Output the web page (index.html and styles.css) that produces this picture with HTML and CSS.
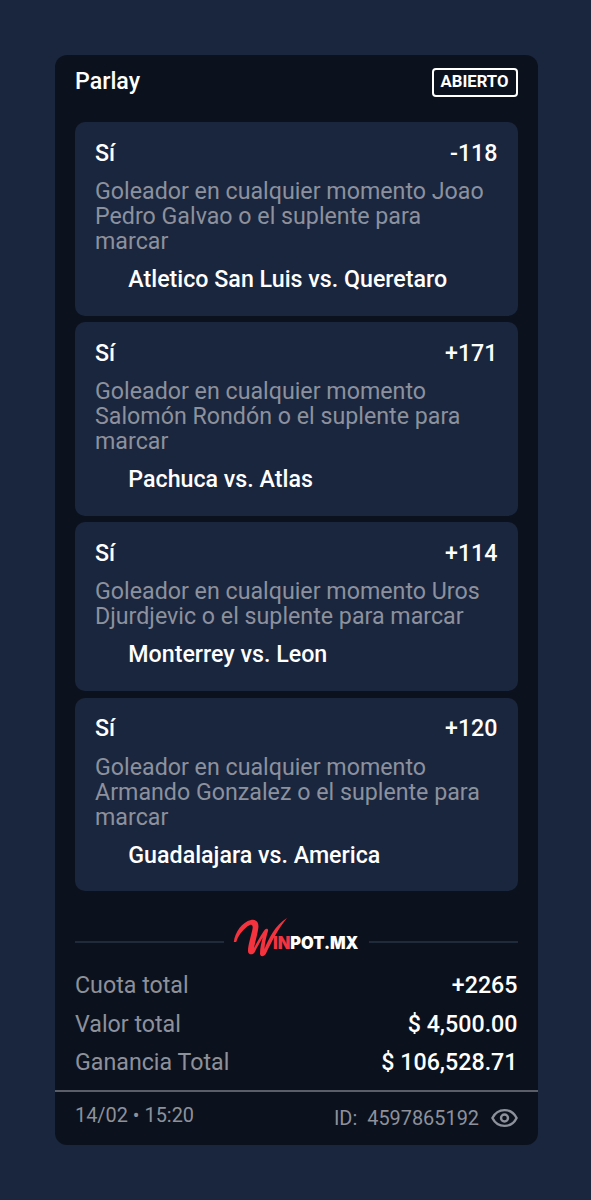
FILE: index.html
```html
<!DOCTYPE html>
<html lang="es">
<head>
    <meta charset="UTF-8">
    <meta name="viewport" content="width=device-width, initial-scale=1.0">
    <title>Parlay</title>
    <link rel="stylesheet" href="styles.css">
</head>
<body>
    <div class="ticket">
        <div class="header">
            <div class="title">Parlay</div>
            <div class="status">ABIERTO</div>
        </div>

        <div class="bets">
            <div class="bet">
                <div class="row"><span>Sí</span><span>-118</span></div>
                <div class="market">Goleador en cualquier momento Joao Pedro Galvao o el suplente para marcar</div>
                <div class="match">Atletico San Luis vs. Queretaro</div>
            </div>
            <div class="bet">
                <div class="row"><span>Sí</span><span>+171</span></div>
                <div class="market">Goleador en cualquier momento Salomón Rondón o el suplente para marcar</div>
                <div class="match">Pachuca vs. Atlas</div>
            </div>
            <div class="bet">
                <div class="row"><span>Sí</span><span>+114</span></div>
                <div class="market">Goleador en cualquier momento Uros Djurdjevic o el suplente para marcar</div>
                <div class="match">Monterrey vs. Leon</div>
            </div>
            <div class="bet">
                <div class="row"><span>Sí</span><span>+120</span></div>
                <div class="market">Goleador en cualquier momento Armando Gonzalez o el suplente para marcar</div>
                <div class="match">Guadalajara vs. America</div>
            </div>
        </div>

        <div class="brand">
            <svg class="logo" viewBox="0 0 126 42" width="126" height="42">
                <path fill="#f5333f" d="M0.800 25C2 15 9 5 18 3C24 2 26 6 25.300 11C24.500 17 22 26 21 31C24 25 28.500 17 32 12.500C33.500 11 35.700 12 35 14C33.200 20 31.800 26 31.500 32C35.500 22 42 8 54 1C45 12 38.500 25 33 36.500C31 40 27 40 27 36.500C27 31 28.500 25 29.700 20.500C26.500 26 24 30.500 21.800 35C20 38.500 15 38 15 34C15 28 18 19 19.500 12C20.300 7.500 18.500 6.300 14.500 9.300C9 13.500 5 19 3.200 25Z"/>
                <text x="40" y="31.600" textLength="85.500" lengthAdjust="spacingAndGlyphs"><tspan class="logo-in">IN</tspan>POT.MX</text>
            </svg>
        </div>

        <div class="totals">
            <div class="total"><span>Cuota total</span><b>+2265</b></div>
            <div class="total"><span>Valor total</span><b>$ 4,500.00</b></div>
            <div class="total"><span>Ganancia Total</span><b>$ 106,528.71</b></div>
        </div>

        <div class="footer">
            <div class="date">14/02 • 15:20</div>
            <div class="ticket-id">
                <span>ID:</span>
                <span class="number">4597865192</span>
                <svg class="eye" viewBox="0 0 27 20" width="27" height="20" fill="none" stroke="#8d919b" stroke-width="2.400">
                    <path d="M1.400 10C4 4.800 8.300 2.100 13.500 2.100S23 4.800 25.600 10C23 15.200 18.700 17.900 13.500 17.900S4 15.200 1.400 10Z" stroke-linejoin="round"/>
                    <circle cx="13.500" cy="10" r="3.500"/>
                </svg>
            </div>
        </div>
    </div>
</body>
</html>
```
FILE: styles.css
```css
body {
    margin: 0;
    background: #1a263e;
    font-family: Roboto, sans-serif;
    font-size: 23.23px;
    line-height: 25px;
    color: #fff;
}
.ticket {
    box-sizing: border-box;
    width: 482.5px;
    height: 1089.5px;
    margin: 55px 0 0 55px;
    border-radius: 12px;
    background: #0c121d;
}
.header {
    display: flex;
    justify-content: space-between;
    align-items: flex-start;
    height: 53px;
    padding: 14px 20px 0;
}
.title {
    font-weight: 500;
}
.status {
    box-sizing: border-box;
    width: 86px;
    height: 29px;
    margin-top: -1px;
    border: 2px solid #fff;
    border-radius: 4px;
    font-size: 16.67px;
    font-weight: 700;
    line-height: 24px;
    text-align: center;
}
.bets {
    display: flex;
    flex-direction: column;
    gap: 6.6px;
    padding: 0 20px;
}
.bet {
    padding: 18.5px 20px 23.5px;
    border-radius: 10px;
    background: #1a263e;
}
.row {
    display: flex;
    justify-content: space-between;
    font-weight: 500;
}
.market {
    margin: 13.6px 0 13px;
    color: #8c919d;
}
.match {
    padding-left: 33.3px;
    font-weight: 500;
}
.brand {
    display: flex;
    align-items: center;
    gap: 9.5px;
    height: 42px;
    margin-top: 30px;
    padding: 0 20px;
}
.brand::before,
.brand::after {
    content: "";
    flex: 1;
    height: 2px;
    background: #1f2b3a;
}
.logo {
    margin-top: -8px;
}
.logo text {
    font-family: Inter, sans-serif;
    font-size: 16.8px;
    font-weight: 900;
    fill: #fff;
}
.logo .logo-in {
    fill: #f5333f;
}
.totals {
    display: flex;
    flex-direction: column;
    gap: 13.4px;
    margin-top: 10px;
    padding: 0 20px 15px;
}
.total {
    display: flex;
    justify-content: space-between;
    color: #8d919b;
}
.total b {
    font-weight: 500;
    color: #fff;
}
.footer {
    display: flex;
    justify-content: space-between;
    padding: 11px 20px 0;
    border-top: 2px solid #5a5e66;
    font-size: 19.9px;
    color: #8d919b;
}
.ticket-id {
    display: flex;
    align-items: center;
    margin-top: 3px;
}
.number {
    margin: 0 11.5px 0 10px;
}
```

-- -- --

**What is being asked:**
Quote the listing above in full, except for the pictures.

**Finished exercise:**
Output the web page (index.html and styles.css) that produces this picture with HTML and CSS.
FILE: index.html
```html
<!DOCTYPE html>
<html lang="es">
<head>
    <meta charset="UTF-8">
    <meta name="viewport" content="width=device-width, initial-scale=1.0">
    <title>Parlay</title>
    <link rel="stylesheet" href="styles.css">
</head>
<body>
    <div class="ticket">
        <div class="header">
            <div class="title">Parlay</div>
            <div class="status">ABIERTO</div>
        </div>

        <div class="bets">
            <div class="bet">
                <div class="row"><span>Sí</span><span>-118</span></div>
                <div class="market">Goleador en cualquier momento Joao Pedro Galvao o el suplente para marcar</div>
                <div class="match">Atletico San Luis vs. Queretaro</div>
            </div>
            <div class="bet">
                <div class="row"><span>Sí</span><span>+171</span></div>
                <div class="market">Goleador en cualquier momento Salomón Rondón o el suplente para marcar</div>
                <div class="match">Pachuca vs. Atlas</div>
            </div>
            <div class="bet">
                <div class="row"><span>Sí</span><span>+114</span></div>
                <div class="market">Goleador en cualquier momento Uros Djurdjevic o el suplente para marcar</div>
                <div class="match">Monterrey vs. Leon</div>
            </div>
            <div class="bet">
                <div class="row"><span>Sí</span><span>+120</span></div>
                <div class="market">Goleador en cualquier momento Armando Gonzalez o el suplente para marcar</div>
                <div class="match">Guadalajara vs. America</div>
            </div>
        </div>

        <div class="brand">
            <svg class="logo" viewBox="0 0 126 42" width="126" height="42">
                <path fill="#f5333f" d="M0.800 25C2 15 9 5 18 3C24 2 26 6 25.300 11C24.500 17 22 26 21 31C24 25 28.500 17 32 12.500C33.500 11 35.700 12 35 14C33.200 20 31.800 26 31.500 32C35.500 22 42 8 54 1C45 12 38.500 25 33 36.500C31 40 27 40 27 36.500C27 31 28.500 25 29.700 20.500C26.500 26 24 30.500 21.800 35C20 38.500 15 38 15 34C15 28 18 19 19.500 12C20.300 7.500 18.500 6.300 14.500 9.300C9 13.500 5 19 3.200 25Z"/>
                <text x="40" y="31.600" textLength="85.500" lengthAdjust="spacingAndGlyphs"><tspan class="logo-in">IN</tspan>POT.MX</text>
            </svg>
        </div>

        <div class="totals">
            <div class="total"><span>Cuota total</span><b>+2265</b></div>
            <div class="total"><span>Valor total</span><b>$ 4,500.00</b></div>
            <div class="total"><span>Ganancia Total</span><b>$ 106,528.71</b></div>
        </div>

        <div class="footer">
            <div class="date">14/02 • 15:20</div>
            <div class="ticket-id">
                <span>ID:</span>
                <span class="number">4597865192</span>
                <svg class="eye" viewBox="0 0 27 20" width="27" height="20" fill="none" stroke="#8d919b" stroke-width="2.400">
                    <path d="M1.400 10C4 4.800 8.300 2.100 13.500 2.100S23 4.800 25.600 10C23 15.200 18.700 17.900 13.500 17.900S4 15.200 1.400 10Z" stroke-linejoin="round"/>
                    <circle cx="13.500" cy="10" r="3.500"/>
                </svg>
            </div>
        </div>
    </div>
</body>
</html>
```
FILE: styles.css
```css
body {
    margin: 0;
    background: #1a263e;
    font-family: Roboto, sans-serif;
    font-size: 23.23px;
    line-height: 25px;
    color: #fff;
}
.ticket {
    box-sizing: border-box;
    width: 482.5px;
    height: 1089.5px;
    margin: 55px 0 0 55px;
    border-radius: 12px;
    background: #0c121d;
}
.header {
    display: flex;
    justify-content: space-between;
    align-items: flex-start;
    height: 53px;
    padding: 14px 20px 0;
}
.title {
    font-weight: 500;
}
.status {
    box-sizing: border-box;
    width: 86px;
    height: 29px;
    margin-top: -1px;
    border: 2px solid #fff;
    border-radius: 4px;
    font-size: 16.67px;
    font-weight: 700;
    line-height: 24px;
    text-align: center;
}
.bets {
    display: flex;
    flex-direction: column;
    gap: 6.6px;
    padding: 0 20px;
}
.bet {
    padding: 18.5px 20px 23.5px;
    border-radius: 10px;
    background: #1a263e;
}
.row {
    display: flex;
    justify-content: space-between;
    font-weight: 500;
}
.market {
    margin: 13.6px 0 13px;
    color: #8c919d;
}
.match {
    padding-left: 33.3px;
    font-weight: 500;
}
.brand {
    display: flex;
    align-items: center;
    gap: 9.5px;
    height: 42px;
    margin-top: 30px;
    padding: 0 20px;
}
.brand::before,
.brand::after {
    content: "";
    flex: 1;
    height: 2px;
    background: #1f2b3a;
}
.logo {
    margin-top: -8px;
}
.logo text {
    font-family: Inter, sans-serif;
    font-size: 16.8px;
    font-weight: 900;
    fill: #fff;
}
.logo .logo-in {
    fill: #f5333f;
}
.totals {
    display: flex;
    flex-direction: column;
    gap: 13.4px;
    margin-top: 10px;
    padding: 0 20px 15px;
}
.total {
    display: flex;
    justify-content: space-between;
    color: #8d919b;
}
.total b {
    font-weight: 500;
    color: #fff;
}
.footer {
    display: flex;
    justify-content: space-between;
    padding: 11px 20px 0;
    border-top: 2px solid #5a5e66;
    font-size: 19.9px;
    color: #8d919b;
}
.ticket-id {
    display: flex;
    align-items: center;
    margin-top: 3px;
}
.number {
    margin: 0 11.5px 0 10px;
}
```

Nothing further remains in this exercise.